OKAY, BUT WHY HTTP DIGEST... YOU'RE NOT LOCKED IN THERE, ARE YOU?

HTTP Digest is a way to ensure that your password is not transmitted over the
Internet in plain text. A form based login (like, basically everything else out
there), or a Basic authentication method would not encrypt your password unless
you were using SSL and owned a certificate. HTTP Digest is an easy, guaranteed
way to ensure your password is handled in a safer way.


WHY ISN'T THERE A WEB BASED CONFIG GUI?

phpMyID is, more or less, "security" software. That being the case, I find it
essential that I do my best to ensure my users employ good security practices,
and the bottom line is that web based config tools are not secure enough. You
have to allow your web server write access to a config file, and you have to
send your credentials "over the wire" in a non-secure way to perform the setup
at all.


WHY IS GMP NOT ON BY (OR EVEN USED BY) DEFAULT?

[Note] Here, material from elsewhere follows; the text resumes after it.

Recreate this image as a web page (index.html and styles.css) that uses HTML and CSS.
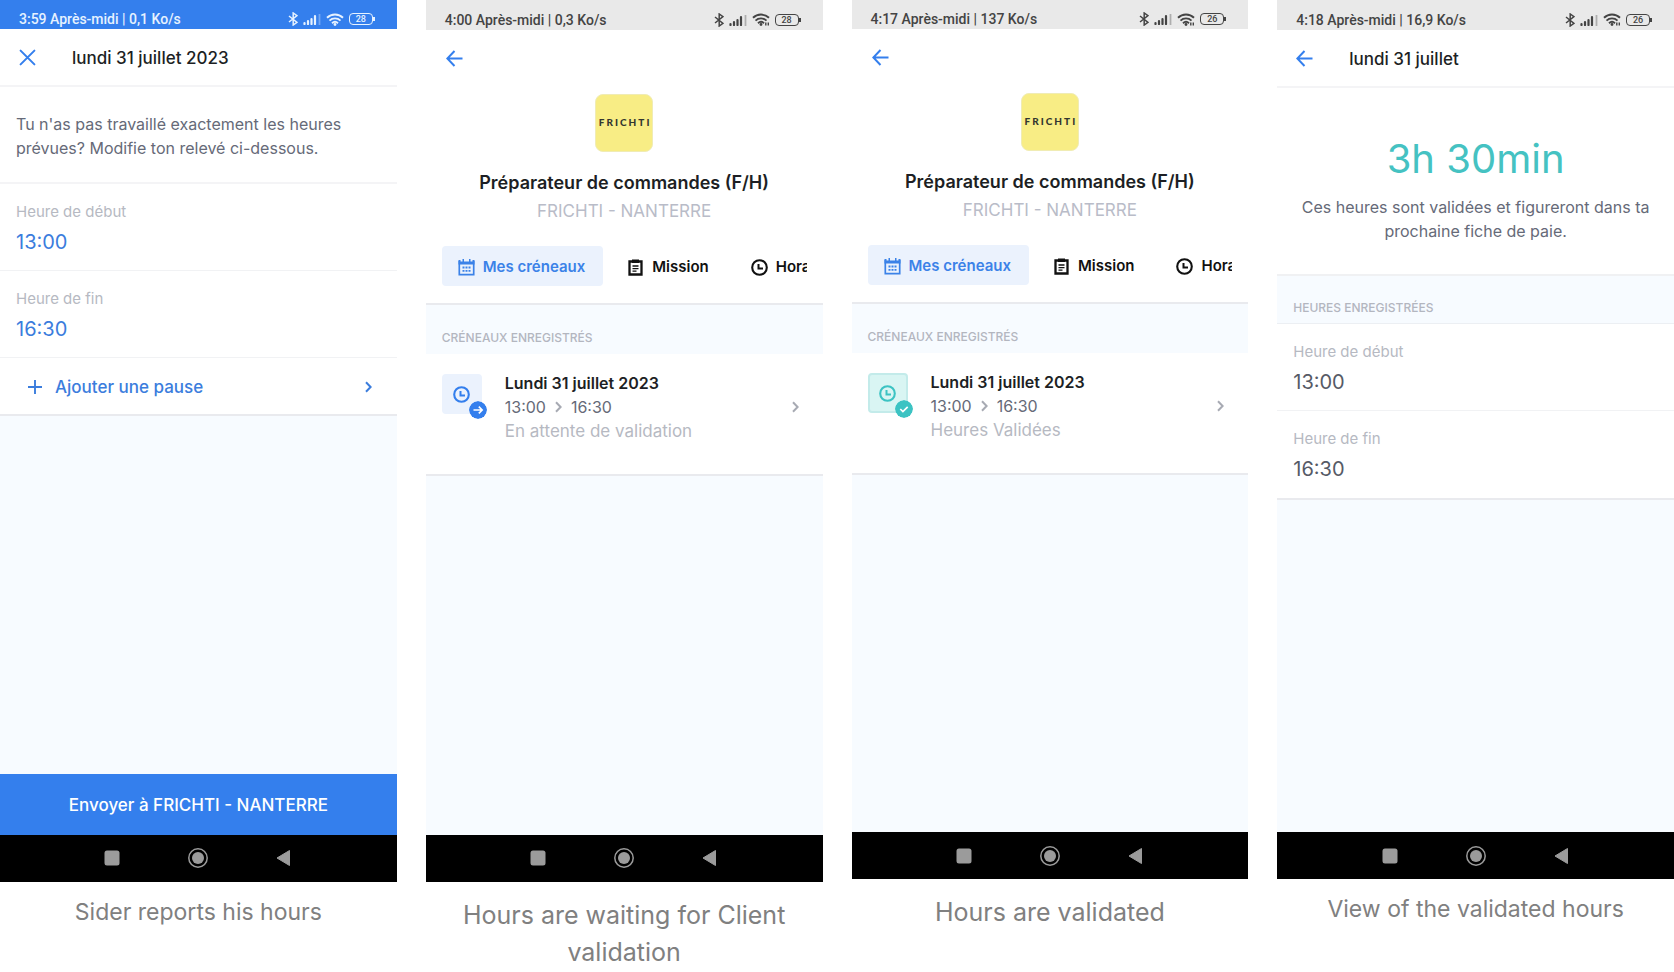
FILE: index.html
```
<!DOCTYPE html>
<html lang="fr">
<head>
    <meta charset="UTF-8">
    <meta name="viewport" content="width=device-width, initial-scale=1.0">
    <title>Side - Relevé d'heures</title>
    <link rel="stylesheet" href="styles.css">
</head>
<body>
    <!-- icons -->
    <svg class="sprite" aria-hidden="true">
        <symbol id="bluetooth" viewBox="0 0 10 14">
            <path d="M1 4l8 6.300L5.200 13V1L9 3.700 1 10" fill="none" stroke="currentColor" stroke-width="1.500"/>
        </symbol>
        <symbol id="signal" viewBox="0 0 18 12">
            <path d="M1.500 10v1M5 8v3M8.500 6v5M12 3v8" stroke="currentColor" stroke-width="2.200" stroke-linecap="round"/>
            <path d="M16.500 1v11" stroke="currentColor" stroke-width="1.800" opacity=".35"/>
        </symbol>
        <symbol id="wifi" viewBox="0 0 18 13">
            <path d="M1 4.800a11.500 11.500 0 0 1 16 0M3.500 7.600a8 8 0 0 1 11 0M6 10.200a4.500 4.500 0 0 1 6 0" fill="none" stroke="currentColor" stroke-width="1.900"/>
            <circle cx="9" cy="11.500" r="1.400" fill="currentColor"/>
        </symbol>
        <symbol id="wifi-data" viewBox="0 0 18 13">
            <path d="M1 4.800a11.500 11.500 0 0 1 16 0M3.500 7.600a8 8 0 0 1 11 0M6 10.200a4.500 4.500 0 0 1 6 0" fill="none" stroke="currentColor" stroke-width="1.900"/>
            <circle cx="9" cy="11.500" r="1.400" fill="currentColor"/>
            <path d="M13.800 9.500v3M16.300 9.500v3" stroke="currentColor" stroke-width="1.400"/>
        </symbol>
        <symbol id="close" viewBox="0 0 16 16">
            <path d="M1.500 1.500l13 13M14.500 1.500l-13 13" stroke="currentColor" stroke-width="1.900" stroke-linecap="round"/>
        </symbol>
        <symbol id="back" viewBox="0 0 17 17">
            <path d="M16.500 8.500H1.500M8.500 1L1.300 8.500l7.200 7.500" fill="none" stroke="currentColor" stroke-width="2"/>
        </symbol>
        <symbol id="plus" viewBox="0 0 16 16">
            <path d="M8 1v14M1 8h14" stroke="currentColor" stroke-width="1.900"/>
        </symbol>
        <symbol id="chevron" viewBox="0 0 7 12">
            <path d="M1 1.300L5.600 6 1 10.700" fill="none" stroke="currentColor" stroke-width="2"/>
        </symbol>
        <symbol id="calendar" viewBox="0 0 17 17">
            <path d="M1.300 2v13.700h14.400V2" fill="none" stroke="currentColor" stroke-width="1.700"/>
            <path d="M.5 1h2v1.500h2V0h1.500v2.500h5V0h1.500v2.500h2V1h2v4.500H.5z" fill="currentColor"/>
            <path d="M4.500 8.500h2M7.500 8.500h2M10.500 8.500h2M4.500 11.800h2M7.500 11.800h2M10.500 11.800h2" stroke="currentColor" stroke-width="1.800"/>
        </symbol>
        <symbol id="clipboard" viewBox="0 0 17 17">
            <path d="M2.500 2.500h12v13h-12z" fill="none" stroke="currentColor" stroke-width="2.300"/>
            <path d="M5 .5h7V4H5zM5.500 6.300h6v1.400h-6zM5.500 8.900h6v1.400h-6zM5.500 11.400h4v1.400h-4z" fill="currentColor"/>
        </symbol>
        <symbol id="clock" viewBox="0 0 17 17">
            <circle cx="8.500" cy="8.500" r="7.300" fill="none" stroke="currentColor" stroke-width="2.100"/>
            <path d="M7.500 5v4.500h4.500" fill="none" stroke="currentColor" stroke-width="2"/>
        </symbol>
        <symbol id="sent" viewBox="0 0 18 18">
            <circle cx="9" cy="9" r="9" fill="currentColor"/>
            <path d="M4.500 9h8.500M9.800 5.600L13.200 9l-3.400 3.400" fill="none" stroke="#fff" stroke-width="1.600"/>
        </symbol>
        <symbol id="check" viewBox="0 0 18 18">
            <circle cx="9" cy="9" r="9" fill="currentColor"/>
            <path d="M5.300 9l2.600 2.500 4.800-4.600" fill="none" stroke="#fff" stroke-width="1.700"/>
        </symbol>
        <symbol id="recent" viewBox="0 0 20 20">
            <rect x="2.500" y="2.500" width="15" height="15" rx="2.500" fill="currentColor"/>
        </symbol>
        <symbol id="home" viewBox="0 0 20 20">
            <circle cx="10" cy="10" r="9.200" fill="none" stroke="currentColor" stroke-width="1.500"/>
            <circle cx="10" cy="10" r="6" fill="currentColor"/>
        </symbol>
        <symbol id="return" viewBox="0 0 20 20">
            <path d="M3 10L15.500 2.500v15z" fill="currentColor" stroke="currentColor" stroke-width="1" stroke-linejoin="round"/>
        </symbol>
    </svg>

    <main class="screens">
        <!-- saisie des heures -->
        <figure class="screen">
            <div class="phone">
                <div class="status status-blue">
                    <span>3:59 Après-midi | 0,1 Ko/s</span>
                    <div class="status-icons">
                        <svg class="bluetooth"><use href="#bluetooth"/></svg>
                        <svg class="signal"><use href="#signal"/></svg>
                        <svg class="wifi"><use href="#wifi"/></svg>
                        <span class="battery">28</span>
                    </div>
                </div>
                <header class="header">
                    <button class="icon-btn" aria-label="Fermer"><svg><use href="#close"/></svg></button>
                    <h1>lundi 31 juillet 2023</h1>
                </header>
                <p class="intro">Tu n'as pas travaillé exactement les heures prévues? Modifie ton relevé ci-dessous.</p>
                <form class="form" id="hours">
                    <div class="field">
                        <label for="start">Heure de début</label>
                        <input type="text" id="start" value="13:00">
                    </div>
                    <div class="field">
                        <label for="end">Heure de fin</label>
                        <input type="text" id="end" value="16:30">
                    </div>
                    <button type="button" class="add">
                        <svg class="plus"><use href="#plus"/></svg>
                        <span>Ajouter une pause</span>
                        <svg class="chevron"><use href="#chevron"/></svg>
                    </button>
                </form>
                <button class="send" form="hours">Envoyer à FRICHTI - NANTERRE</button>
                <div class="navbar">
                    <svg><use href="#recent"/></svg>
                    <svg><use href="#home"/></svg>
                    <svg><use href="#return"/></svg>
                </div>
            </div>
            <figcaption>Sider reports his hours</figcaption>
        </figure>

        <!-- en attente -->
        <figure class="screen">
            <div class="phone">
                <div class="status status-tall">
                    <span>4:00 Après-midi | 0,3 Ko/s</span>
                    <div class="status-icons">
                        <svg class="bluetooth"><use href="#bluetooth"/></svg>
                        <svg class="signal"><use href="#signal"/></svg>
                        <svg class="wifi"><use href="#wifi-data"/></svg>
                        <span class="battery">28</span>
                    </div>
                </div>
                <div class="mission">
                    <button class="icon-btn" aria-label="Retour"><svg><use href="#back"/></svg></button>
                    <div class="logo">FRICHTI</div>
                    <h1>Préparateur de commandes (F/H)</h1>
                    <p>FRICHTI - NANTERRE</p>
                    <nav class="tabs">
                        <button class="active"><svg><use href="#calendar"/></svg>Mes créneaux</button>
                        <button><svg><use href="#clipboard"/></svg>Mission</button>
                        <button><svg><use href="#clock"/></svg>Horaires</button>
                    </nav>
                </div>
                <h2 class="section">CRÉNEAUX ENREGISTRÉS</h2>
                <a class="slot" href="#">
                    <div class="slot-icon">
                        <svg class="clock"><use href="#clock"/></svg>
                        <svg class="badge"><use href="#sent"/></svg>
                    </div>
                    <div class="slot-text">
                        <strong>Lundi 31 juillet 2023</strong>
                        <span class="times">13:00 <svg class="chevron"><use href="#chevron"/></svg> 16:30</span>
                        <span class="state">En attente de validation</span>
                    </div>
                    <svg class="chevron"><use href="#chevron"/></svg>
                </a>
                <div class="navbar">
                    <svg><use href="#recent"/></svg>
                    <svg><use href="#home"/></svg>
                    <svg><use href="#return"/></svg>
                </div>
            </div>
            <figcaption class="large">Hours are waiting for Client validation</figcaption>
        </figure>

        <!-- validées -->
        <figure class="screen">
            <div class="phone phone-short">
                <div class="status">
                    <span>4:17 Après-midi | 137 Ko/s</span>
                    <div class="status-icons">
                        <svg class="bluetooth"><use href="#bluetooth"/></svg>
                        <svg class="signal"><use href="#signal"/></svg>
                        <svg class="wifi"><use href="#wifi-data"/></svg>
                        <span class="battery">26</span>
                    </div>
                </div>
                <div class="mission">
                    <button class="icon-btn" aria-label="Retour"><svg><use href="#back"/></svg></button>
                    <div class="logo">FRICHTI</div>
                    <h1>Préparateur de commandes (F/H)</h1>
                    <p>FRICHTI - NANTERRE</p>
                    <nav class="tabs">
                        <button class="active"><svg><use href="#calendar"/></svg>Mes créneaux</button>
                        <button><svg><use href="#clipboard"/></svg>Mission</button>
                        <button><svg><use href="#clock"/></svg>Horaires</button>
                    </nav>
                </div>
                <h2 class="section">CRÉNEAUX ENREGISTRÉS</h2>
                <a class="slot" href="#">
                    <div class="slot-icon slot-valid">
                        <svg class="clock"><use href="#clock"/></svg>
                        <svg class="badge"><use href="#check"/></svg>
                    </div>
                    <div class="slot-text">
                        <strong>Lundi 31 juillet 2023</strong>
                        <span class="times">13:00 <svg class="chevron"><use href="#chevron"/></svg> 16:30</span>
                        <span class="state">Heures Validées</span>
                    </div>
                    <svg class="chevron"><use href="#chevron"/></svg>
                </a>
                <div class="navbar">
                    <svg><use href="#recent"/></svg>
                    <svg><use href="#home"/></svg>
                    <svg><use href="#return"/></svg>
                </div>
            </div>
            <figcaption class="large">Hours are validated</figcaption>
        </figure>

        <!-- détail des heures validées -->
        <figure class="screen">
            <div class="phone phone-short">
                <div class="status status-tall">
                    <span>4:18 Après-midi | 16,9 Ko/s</span>
                    <div class="status-icons">
                        <svg class="bluetooth"><use href="#bluetooth"/></svg>
                        <svg class="signal"><use href="#signal"/></svg>
                        <svg class="wifi"><use href="#wifi-data"/></svg>
                        <span class="battery">26</span>
                    </div>
                </div>
                <header class="header">
                    <button class="icon-btn" aria-label="Retour"><svg><use href="#back"/></svg></button>
                    <h1>lundi 31 juillet</h1>
                </header>
                <div class="total">
                    <strong>3h 30min</strong>
                    <p>Ces heures sont validées et figureront dans ta prochaine fiche de paie.</p>
                </div>
                <h2 class="section section-line">HEURES ENREGISTRÉES</h2>
                <dl class="form">
                    <div class="field">
                        <dt>Heure de début</dt>
                        <dd>13:00</dd>
                    </div>
                    <div class="field">
                        <dt>Heure de fin</dt>
                        <dd>16:30</dd>
                    </div>
                </dl>
                <div class="navbar">
                    <svg><use href="#recent"/></svg>
                    <svg><use href="#home"/></svg>
                    <svg><use href="#return"/></svg>
                </div>
            </div>
            <figcaption>View of the validated hours</figcaption>
        </figure>
    </main>
</body>
</html>
```
FILE: styles.css
```
* {
    box-sizing: border-box;
}
body, figure, h1, h2, p, dl, dd {
    margin: 0;
}
body {
    background: #fff;
    font-family: Inter, "Liberation Sans", sans-serif;
    font-size: 16px;
    line-height: 24px;
    color: #1d1f24;
}
button, input {
    padding: 0;
    border: 0;
    background: none;
    font: inherit;
    color: inherit;
}
button {
    cursor: pointer;
}
svg {
    display: block;
    flex: none;
}
.sprite {
    display: none;
}
.screens {
    display: grid;
    grid-template-columns: repeat(4, minmax(0, 1fr));
    column-gap: 29px;
}
.phone {
    display: flex;
    flex-direction: column;
    aspect-ratio: 9 / 20;
    background: #f7fbff;
}
.phone-short {
    aspect-ratio: 397 / 880;
}
figcaption {
    padding: 12px 24px 0;
    font-size: 23px;
    line-height: 37px;
    text-align: center;
    color: #808080;
}
figcaption.large {
    padding-top: 15px;
    font-size: 25px;
}

/* status bar */
.status {
    display: flex;
    align-items: center;
    justify-content: space-between;
    height: 29px;
    padding: 9px 22px 0 19px;
    background: #e9e9e9;
    font-family: Roboto, sans-serif;
    font-size: 14px;
    font-weight: 500;
    line-height: 20px;
    color: #444;
}
.status-tall {
    height: 30px;
}
.status-blue {
    background: #347fed;
    color: #e6f2ff;
}
.status-icons {
    display: flex;
    align-items: center;
    gap: 5px;
}
.bluetooth {
    width: 10px;
    height: 14px;
}
.signal {
    width: 18px;
    height: 12px;
}
.wifi {
    width: 18px;
    height: 13px;
}
.battery {
    position: relative;
    width: 24px;
    height: 12px;
    margin-right: 2px;
    border: 1px solid;
    border-radius: 4px;
    font-size: 9px;
    line-height: 10px;
    text-align: center;
}
.battery::after {
    content: "";
    position: absolute;
    top: 3px;
    right: -3px;
    width: 2px;
    height: 4px;
    background: currentColor;
}

/* header */
.header {
    display: flex;
    align-items: center;
    gap: 36px;
    height: 58px;
    padding-left: 19px;
    border-bottom: 2px solid #f4f4f6;
    background: #fff;
}
.header h1 {
    padding-top: 2px;
    font-size: 17px;
    font-weight: 500;
}
.icon-btn {
    color: #347fed;
}
.icon-btn svg {
    width: 17px;
    height: 17px;
}
.intro {
    padding: 25px 16px 22px;
    border-bottom: 2px solid #f4f4f6;
    background: #fff;
    color: #666a78;
}

/* form */
.form {
    border-bottom: 2px solid #e9eaee;
    background: #fff;
}
.field {
    height: 87px;
    padding: 16px 16px 0;
    border-bottom: 1px solid #f1f2f4;
}
.field label, .field dt {
    display: block;
    font-size: 15px;
    color: #b6b9c2;
}
.field input, .field dd {
    display: block;
    width: 100%;
    height: 36px;
    font-size: 20px;
    line-height: 36px;
    color: #565a66;
}
.field input {
    color: #3b7ddd;
}
dl .field:last-child {
    border-bottom: 0;
}
.add {
    display: flex;
    align-items: center;
    gap: 12px;
    width: 100%;
    height: 56px;
    padding: 2px 25px 0 27px;
    font-size: 17px;
    font-weight: 500;
    color: #3b7ddd;
}
.plus {
    width: 16px;
    height: 16px;
}
.chevron {
    width: 7px;
    height: 12px;
}
.add .chevron {
    margin-left: auto;
}
.send {
    height: 61px;
    margin-top: auto;
    padding-top: 2px;
    background: #347fed;
    font-size: 17px;
    font-weight: 500;
    color: #fff;
}

/* mission */
.mission {
    display: flex;
    flex-direction: column;
    align-items: center;
    padding: 20px 16px 17px;
    border-bottom: 2px solid #e9eaee;
    background: #fff;
}
.mission .icon-btn {
    align-self: flex-start;
    margin-left: 4px;
}
.logo {
    width: 58px;
    height: 58px;
    margin-top: 27px;
    padding-left: 2px;
    border: 1px solid #f0ecb4;
    border-radius: 8px;
    background: #f8ed85;
    font-family: Lato, sans-serif;
    font-size: 10px;
    font-weight: 900;
    letter-spacing: 2px;
    line-height: 54px;
    text-align: center;
    color: #33372f;
}
.mission h1 {
    margin-top: 19px;
    font-size: 18px;
    font-weight: 600;
}
.mission p {
    margin-top: 4px;
    font-size: 17px;
    color: #b9bcc8;
}
.tabs {
    display: flex;
    gap: 8px;
    width: 100%;
    margin-top: 23px;
    overflow: hidden;
}
.tabs button {
    display: flex;
    flex: none;
    align-items: center;
    gap: 8px;
    height: 40px;
    padding: 2px 18px 0 16px;
    border-radius: 4px;
    font-size: 15px;
    font-weight: 600;
    color: #111;
}
.tabs .active {
    background: #ebf2fd;
    color: #3b82e8;
}
.tabs svg, .clock {
    width: 17px;
    height: 17px;
}
.section {
    padding: 21px 16px 4px;
    font-size: 12px;
    font-weight: 500;
    color: #b3b6bf;
}
.section-line {
    padding: 20px 16px 3px;
    border-bottom: 1px solid #eceff3;
}

/* slot */
.slot {
    display: flex;
    align-items: flex-start;
    padding: 17px 24px 31px 16px;
    border-bottom: 2px solid #e9eaee;
    background: #fff;
    color: inherit;
    text-decoration: none;
}
.slot-icon {
    position: relative;
    display: flex;
    align-items: center;
    justify-content: center;
    width: 40px;
    height: 40px;
    margin-top: 3px;
    border-radius: 4px;
    background: #ebf2fd;
    color: #347fed;
}
.slot-valid {
    border: 2px solid #c3ebea;
    background: #d9f5f3;
    color: #3cc3c3;
}
.badge {
    position: absolute;
    right: -5px;
    bottom: -5px;
    width: 18px;
    height: 18px;
    border-radius: 50%;
}
.slot-valid .badge {
    right: -7px;
    bottom: -7px;
}
.slot-text {
    display: flex;
    flex: 1;
    flex-direction: column;
    margin-left: 23px;
}
.slot-text strong {
    font-weight: 600;
}
.times {
    display: flex;
    align-items: center;
    gap: 9px;
    color: #666a78;
}
.slot .chevron {
    color: #a7aab3;
}
.slot > .chevron {
    align-self: center;
}
.state {
    font-size: 17px;
    color: #b6b9c2;
}

/* total */
.total {
    padding: 47px 16px 31px;
    border-bottom: 2px solid #f0f1f3;
    background: #fff;
    text-align: center;
    color: #666a78;
}
.total strong {
    display: block;
    margin-bottom: 12px;
    font-size: 40px;
    font-weight: 400;
    line-height: 48px;
    color: #45c2c2;
}

/* android buttons */
.navbar {
    display: flex;
    align-items: center;
    justify-content: center;
    gap: 66px;
    height: 47px;
    margin-top: auto;
    background: #000;
    color: #9b9b9b;
}
.send + .navbar {
    margin-top: 0;
}
.navbar svg {
    width: 20px;
    height: 20px;
}
```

From the GMP home page (gmplib.org):

	 GMP is very often miscompiled! We are seeing ever increasing
	problems with miscompilations of the GMP code. It has now come
	to the point where a compiler should be assumed to miscompile GMP.

That about says it all as far as I'm concerned. If you know you have a good GMP
library, you can switch it on.


WHAT ABOUT MULTIPLE USERS?

Some people like to complain that phpMyID doesn't support multiple users. No
kidding... wasn't really meant to. If you want a high power, ultra efficient
OpenID Server that people can sign up for and useses a memcached and backend
database for lightning quick transactions... go build your own.

But, if you want to support just a couple of users, you *can* do that. Just
give everyone their own unique config file. Since each file has a unique URL,
one config file per user will do the job.